> Exercise details
Output the full listing below exactly, without the pictures.
►
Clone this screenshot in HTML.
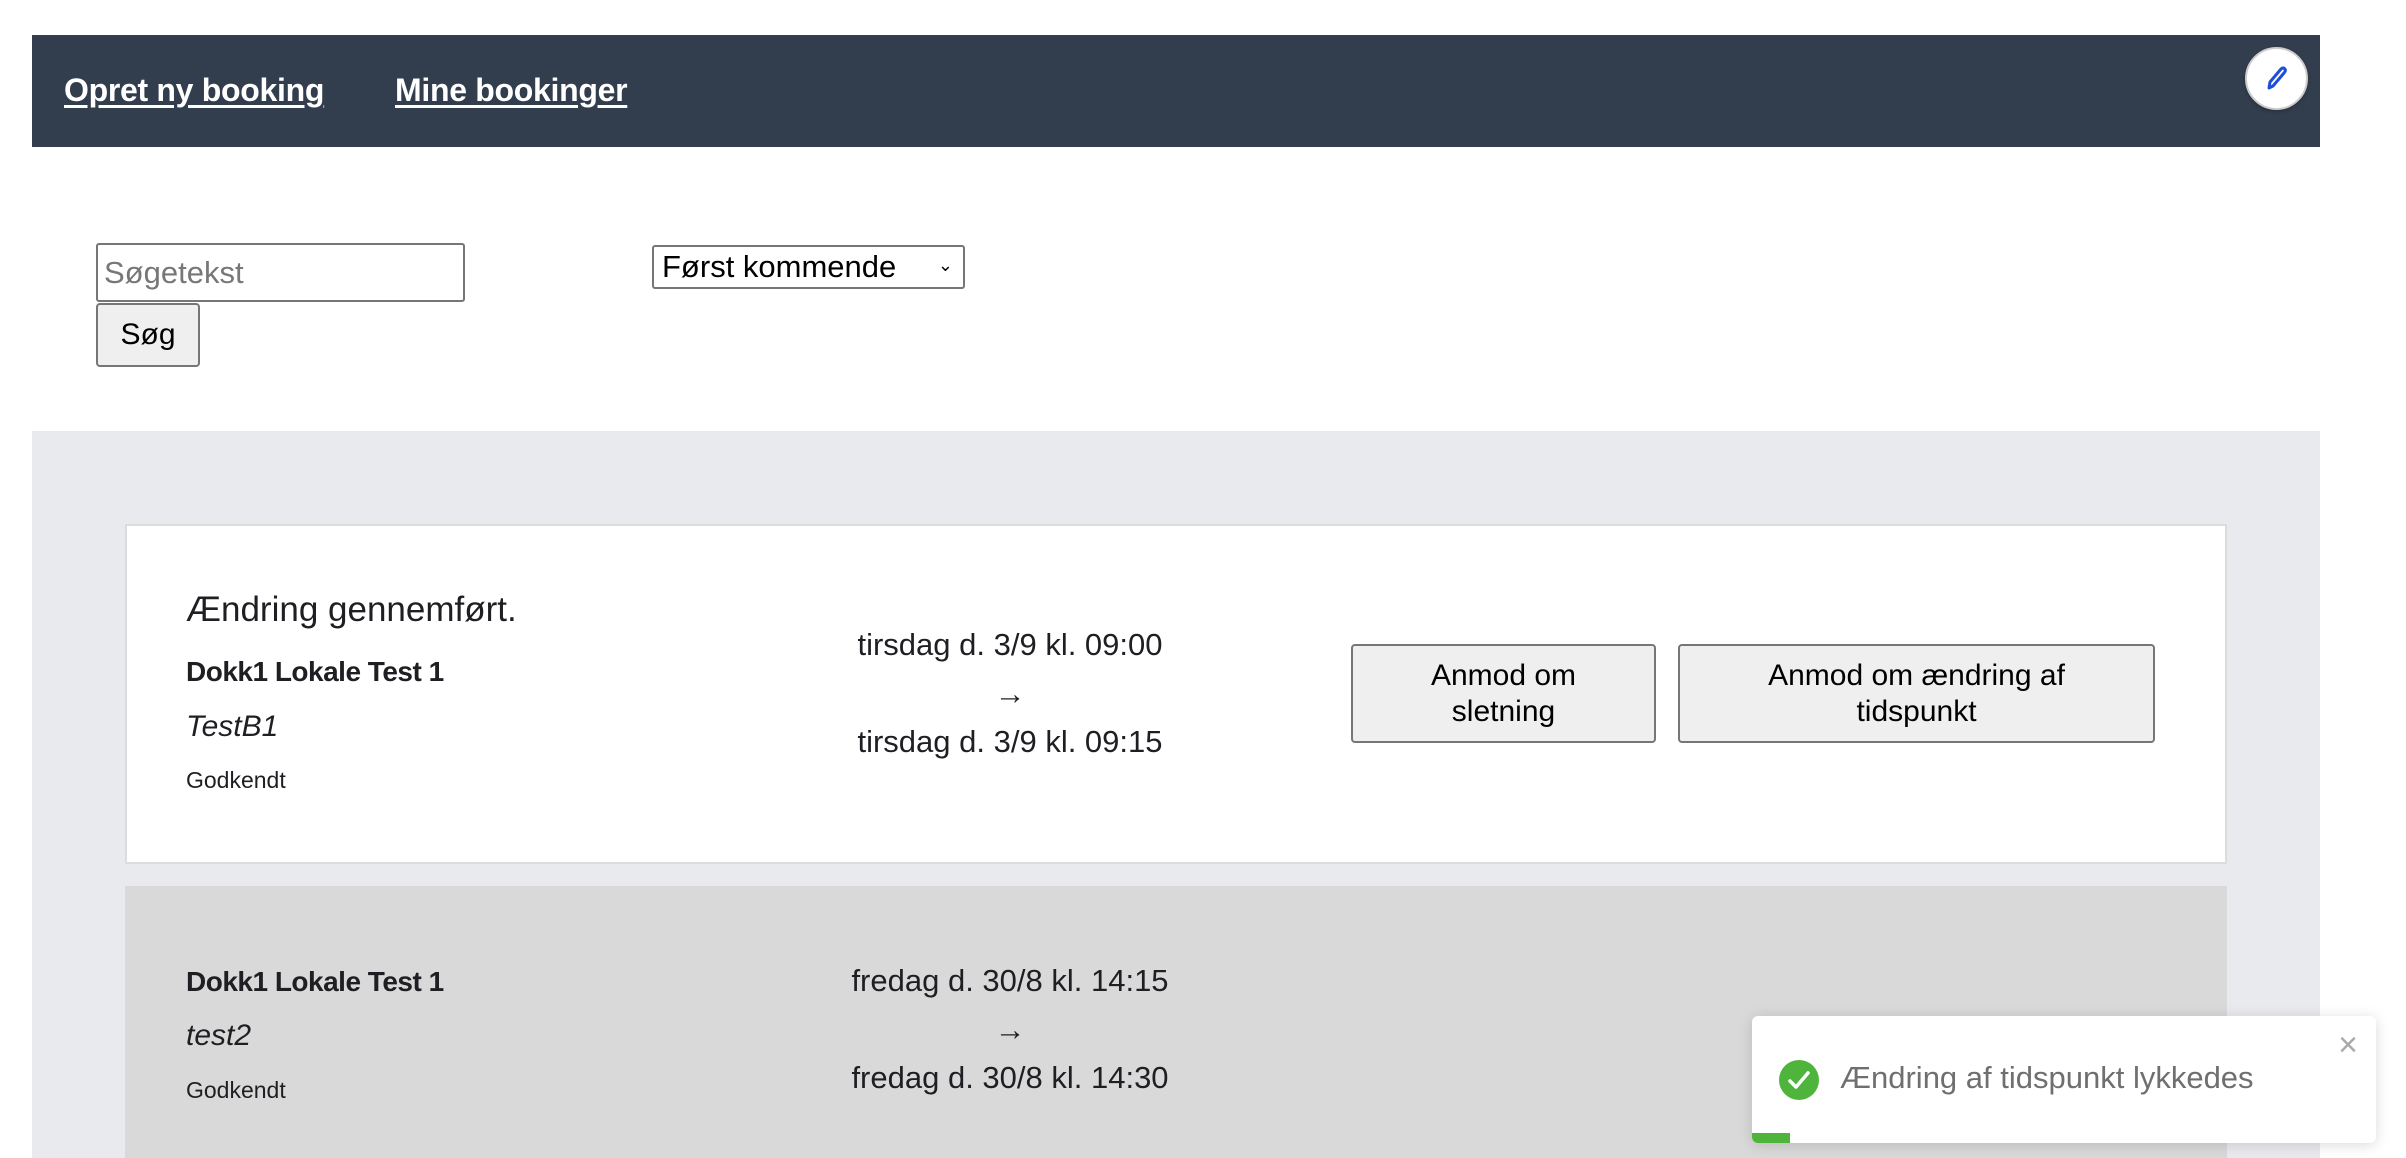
<!DOCTYPE html>
<html style="overflow:hidden;height:1158px"><head><meta charset="utf-8"><style>
*{box-sizing:border-box;margin:0;padding:0}
body{width:2406px;height:1158px;overflow:hidden;background:#fff;position:relative;font-family:"Liberation Sans",sans-serif;color:#1f1f23}
.a{position:absolute}
.hdr{left:32px;top:35px;width:2288px;height:112px;background:#323e4e}
.lnk{color:#fff;font-weight:bold;font-size:32px;text-decoration:underline;text-underline-offset:4px;letter-spacing:-0.3px}
.btn{background:#efefef;border:2px solid #767676;border-radius:4px;font-size:30px;color:#000;text-align:center;display:flex;align-items:center;justify-content:center;line-height:36px}
.gray{left:32px;top:431px;width:2288px;height:727px;background:#e9eaee}
.card{left:125px;width:2102px;border:2px solid #dcdcdc}
.c{text-align:center;width:500px;font-size:31px}
</style></head><body>
<div class="a hdr"></div>
<div class="a lnk" style="left:64px;top:72px">Opret ny booking</div>
<div class="a lnk" style="left:395px;top:72px">Mine bookinger</div>
<div class="a" style="left:2245px;top:47px;width:63px;height:63px;border-radius:50%;background:#fff;border:2px solid #ccc;box-shadow:0 2px 4px rgba(0,0,0,.2)">
<svg width="63" height="63" viewBox="0 0 63 63" style="position:absolute;left:-2px;top:-2px"><path d="M24 41 L25 35 L36 22 Q38 20 40 22 Q41 24 39 26 L28 39 Z" fill="none" stroke="#1d4ed8" stroke-width="3" stroke-linejoin="round"/></svg></div>

<div class="a" style="left:96px;top:243px;width:369px;height:59px;border:2px solid #767676;border-radius:3px;font-size:31px;color:#777;padding:10px 6px">Søgetekst</div>
<div class="a btn" style="left:96px;top:303px;width:104px;height:64px">Søg</div>
<div class="a" style="left:652px;top:245px;width:313px;height:44px;border:2px solid #767676;border-radius:3px;font-size:31px;color:#000;padding:2px 8px;line-height:36px">Først kommende<span style="position:absolute;right:10px;top:0;font-size:18px">&#8964;</span></div>

<div class="a gray"></div>
<div class="a card" style="top:524px;height:340px;background:#fff"></div>
<div class="a" style="left:186px;top:590px;font-size:35px">Ændring gennemført.</div>
<div class="a" style="left:186px;top:656px;font-size:28px;font-weight:bold;letter-spacing:-0.5px">Dokk1 Lokale Test 1</div>
<div class="a" style="left:186px;top:710px;font-size:30px;font-style:italic">TestB1</div>
<div class="a" style="left:186px;top:767px;font-size:23px">Godkendt</div>
<div class="a c" style="left:760px;top:627px">tirsdag d. 3/9 kl. 09:00</div>
<div class="a c" style="left:760px;top:676px">→</div>
<div class="a c" style="left:760px;top:724px">tirsdag d. 3/9 kl. 09:15</div>
<div class="a btn" style="left:1351px;top:644px;width:305px;height:99px">Anmod om<br>sletning</div>
<div class="a btn" style="left:1678px;top:644px;width:477px;height:99px">Anmod om ændring af<br>tidspunkt</div>

<div class="a card" style="top:886px;height:272px;background:#d9d9d9;border-color:#d9d9d9;border-bottom:none"></div>
<div class="a" style="left:186px;top:966px;font-size:28px;font-weight:bold;letter-spacing:-0.5px">Dokk1 Lokale Test 1</div>
<div class="a" style="left:186px;top:1019px;font-size:30px;font-style:italic">test2</div>
<div class="a" style="left:186px;top:1077px;font-size:23px">Godkendt</div>
<div class="a c" style="left:760px;top:963px">fredag d. 30/8 kl. 14:15</div>
<div class="a c" style="left:760px;top:1012px">→</div>
<div class="a c" style="left:760px;top:1060px">fredag d. 30/8 kl. 14:30</div>

<div class="a" style="left:1752px;top:1016px;width:624px;height:127px;background:#fff;border-radius:6px;box-shadow:0 2px 14px rgba(0,0,0,.15);overflow:hidden">
<svg class="a" style="left:26px;top:43px" width="42" height="42" viewBox="0 0 42 42"><circle cx="21" cy="21" r="20" fill="#4eb43c"/><path d="M12 22 L18 28 L30 14" fill="none" stroke="#fff" stroke-width="3.5" stroke-linecap="round" stroke-linejoin="round"/></svg>
<div class="a" style="left:88px;top:44px;font-size:31px;color:#6f6f6f">Ændring af tidspunkt lykkedes</div>
<div class="a" style="right:18px;top:10px;font-size:34px;color:#aaa">×</div>
<div class="a" style="left:0;bottom:0;width:38px;height:10px;background:#4eb43c"></div>
</div>
</body></html>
◄
> Complete output
Clone this screenshot in HTML.
<!DOCTYPE html>
<html style="overflow:hidden;height:1158px"><head><meta charset="utf-8"><style>
*{box-sizing:border-box;margin:0;padding:0}
body{width:2406px;height:1158px;overflow:hidden;background:#fff;position:relative;font-family:"Liberation Sans",sans-serif;color:#1f1f23}
.a{position:absolute}
.hdr{left:32px;top:35px;width:2288px;height:112px;background:#323e4e}
.lnk{color:#fff;font-weight:bold;font-size:32px;text-decoration:underline;text-underline-offset:4px;letter-spacing:-0.3px}
.btn{background:#efefef;border:2px solid #767676;border-radius:4px;font-size:30px;color:#000;text-align:center;display:flex;align-items:center;justify-content:center;line-height:36px}
.gray{left:32px;top:431px;width:2288px;height:727px;background:#e9eaee}
.card{left:125px;width:2102px;border:2px solid #dcdcdc}
.c{text-align:center;width:500px;font-size:31px}
</style></head><body>
<div class="a hdr"></div>
<div class="a lnk" style="left:64px;top:72px">Opret ny booking</div>
<div class="a lnk" style="left:395px;top:72px">Mine bookinger</div>
<div class="a" style="left:2245px;top:47px;width:63px;height:63px;border-radius:50%;background:#fff;border:2px solid #ccc;box-shadow:0 2px 4px rgba(0,0,0,.2)">
<svg width="63" height="63" viewBox="0 0 63 63" style="position:absolute;left:-2px;top:-2px"><path d="M24 41 L25 35 L36 22 Q38 20 40 22 Q41 24 39 26 L28 39 Z" fill="none" stroke="#1d4ed8" stroke-width="3" stroke-linejoin="round"/></svg></div>

<div class="a" style="left:96px;top:243px;width:369px;height:59px;border:2px solid #767676;border-radius:3px;font-size:31px;color:#777;padding:10px 6px">Søgetekst</div>
<div class="a btn" style="left:96px;top:303px;width:104px;height:64px">Søg</div>
<div class="a" style="left:652px;top:245px;width:313px;height:44px;border:2px solid #767676;border-radius:3px;font-size:31px;color:#000;padding:2px 8px;line-height:36px">Først kommende<span style="position:absolute;right:10px;top:0;font-size:18px">&#8964;</span></div>

<div class="a gray"></div>
<div class="a card" style="top:524px;height:340px;background:#fff"></div>
<div class="a" style="left:186px;top:590px;font-size:35px">Ændring gennemført.</div>
<div class="a" style="left:186px;top:656px;font-size:28px;font-weight:bold;letter-spacing:-0.5px">Dokk1 Lokale Test 1</div>
<div class="a" style="left:186px;top:710px;font-size:30px;font-style:italic">TestB1</div>
<div class="a" style="left:186px;top:767px;font-size:23px">Godkendt</div>
<div class="a c" style="left:760px;top:627px">tirsdag d. 3/9 kl. 09:00</div>
<div class="a c" style="left:760px;top:676px">→</div>
<div class="a c" style="left:760px;top:724px">tirsdag d. 3/9 kl. 09:15</div>
<div class="a btn" style="left:1351px;top:644px;width:305px;height:99px">Anmod om<br>sletning</div>
<div class="a btn" style="left:1678px;top:644px;width:477px;height:99px">Anmod om ændring af<br>tidspunkt</div>

<div class="a card" style="top:886px;height:272px;background:#d9d9d9;border-color:#d9d9d9;border-bottom:none"></div>
<div class="a" style="left:186px;top:966px;font-size:28px;font-weight:bold;letter-spacing:-0.5px">Dokk1 Lokale Test 1</div>
<div class="a" style="left:186px;top:1019px;font-size:30px;font-style:italic">test2</div>
<div class="a" style="left:186px;top:1077px;font-size:23px">Godkendt</div>
<div class="a c" style="left:760px;top:963px">fredag d. 30/8 kl. 14:15</div>
<div class="a c" style="left:760px;top:1012px">→</div>
<div class="a c" style="left:760px;top:1060px">fredag d. 30/8 kl. 14:30</div>

<div class="a" style="left:1752px;top:1016px;width:624px;height:127px;background:#fff;border-radius:6px;box-shadow:0 2px 14px rgba(0,0,0,.15);overflow:hidden">
<svg class="a" style="left:26px;top:43px" width="42" height="42" viewBox="0 0 42 42"><circle cx="21" cy="21" r="20" fill="#4eb43c"/><path d="M12 22 L18 28 L30 14" fill="none" stroke="#fff" stroke-width="3.5" stroke-linecap="round" stroke-linejoin="round"/></svg>
<div class="a" style="left:88px;top:44px;font-size:31px;color:#6f6f6f">Ændring af tidspunkt lykkedes</div>
<div class="a" style="right:18px;top:10px;font-size:34px;color:#aaa">×</div>
<div class="a" style="left:0;bottom:0;width:38px;height:10px;background:#4eb43c"></div>
</div>
</body></html>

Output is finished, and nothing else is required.